Berman involved a passenger injured on a cruise between Italy and Portugal, who brought suit in California. The situation in Berman was different than in the Mills or Kirman cases, and presented the most likely scenario encountered by cruise lines currently selling tickets in the US. Using language similar to that which many major cruise lines include in their ticket contracts, the Berman ticket simply referenced the Convention and advised passengers any limitations of liability in the Convention would apply. Unlike the ticket in Mills, however, the specific amount of the Convention's limitation was not stated. Unlike the situation in Kirman, the ticket was sold in the US and the cruise line had a principal place of business in the US, in the state of California, thus making application of foreign law difficult under the Lauritz factors.

Despite these differences, the Berman court enforced the Convention limitation as a matter of contract.

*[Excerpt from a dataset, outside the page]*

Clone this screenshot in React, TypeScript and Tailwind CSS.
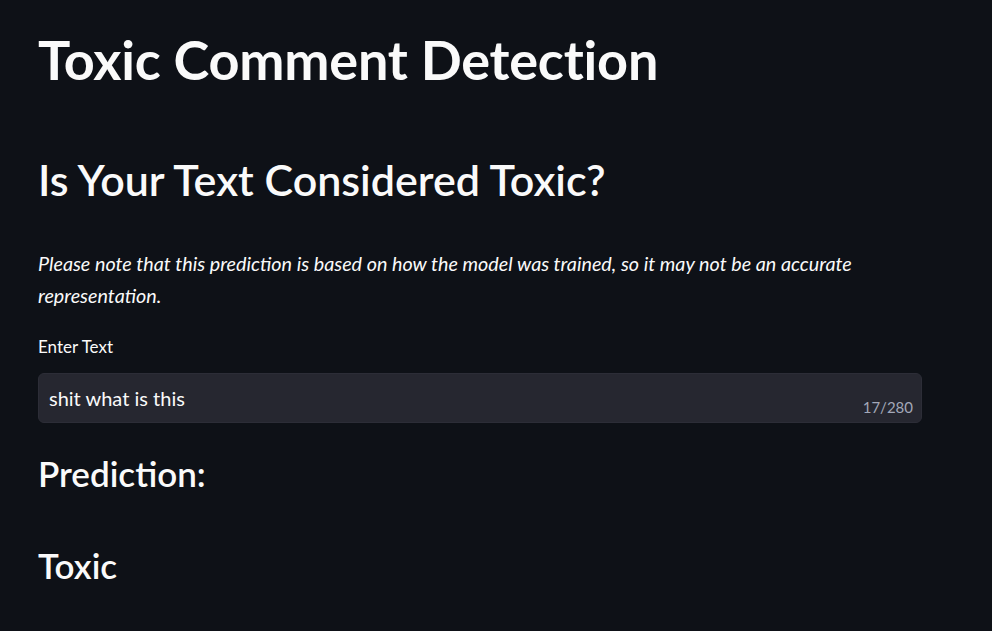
import React from 'react';

const App: React.FC = () => {
  const text = 'shit what is this';

  return (
    <div className="min-h-screen w-full bg-[#0e1117] text-[#fafafa] font-['Lato','Liberation_Sans',sans-serif]">
      <div className="px-[38px] pt-[28px] w-[960px]">
        {/* Title */}
        <h1 className="text-[54px] font-bold leading-[1.2] tracking-[-0.2px]">Toxic Comment Detection</h1>

        {/* Subheader */}
        <h2 className="mt-[61px] text-[43px] font-semibold leading-[1.2]">Is Your Text Considered Toxic?</h2>

        <p className="mt-[43px] text-[19.75px] italic leading-[32px]">
          Please note that this prediction is based on how the model was trained, so it may not be an accurate representation.
        </p>

        {/* Text input */}
        <div className="mt-[24px]">
          <label className="block text-[17px] leading-[22px] mb-[15px]">Enter Text</label>
          <div className="relative h-[50px] rounded-[6px] border border-[#2c2d37] bg-[#262730] flex items-center px-[10px]">
            <span className="text-[20px]">{text}</span>
            <span className="absolute right-[8px] bottom-[4px] text-[15px] text-[#a3a8b8]">{text.length}/280</span>
          </div>
        </div>

        {/* Prediction */}
        <h3 className="mt-[29px] text-[35px] font-semibold leading-[1.2]">Prediction:</h3>
        <h3 className="mt-[50px] text-[35px] font-semibold leading-[1.2]">Toxic</h3>
      </div>
    </div>
  );
};

export default App;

The court held that including a reference to the specific monetary limitation in the ticket provision" added little, if any, meaningful information, to the ticket." Indeed, a passenger reading "46,666 SDRs" would have no idea what was meant by that amount and would be in the same position as a passenger reading a ticket which simply referenced the Convention but made no mention of the specific limit. The court also accepted KRT&M's argument that the Convention itself does not require the limitation amount to be stated, noting the Warsaw Convention (applicable to international air carriers), by analogy, similarly does not require the precise amount of the limitation to be stated in airline ticket contracts.

The Benuan case establishes that a cruise line selling tickets in the US for cruises that do not touch a US port can rely on the Convention to place a ceiling on recoverable damages, even where the ticket contract does not specify the specific SDR recovery limit. As long as the applicability of the Convention is reasonably communicated in the ticket contract, the contractual limitation should be enforced with regard to wholly foreign voyages.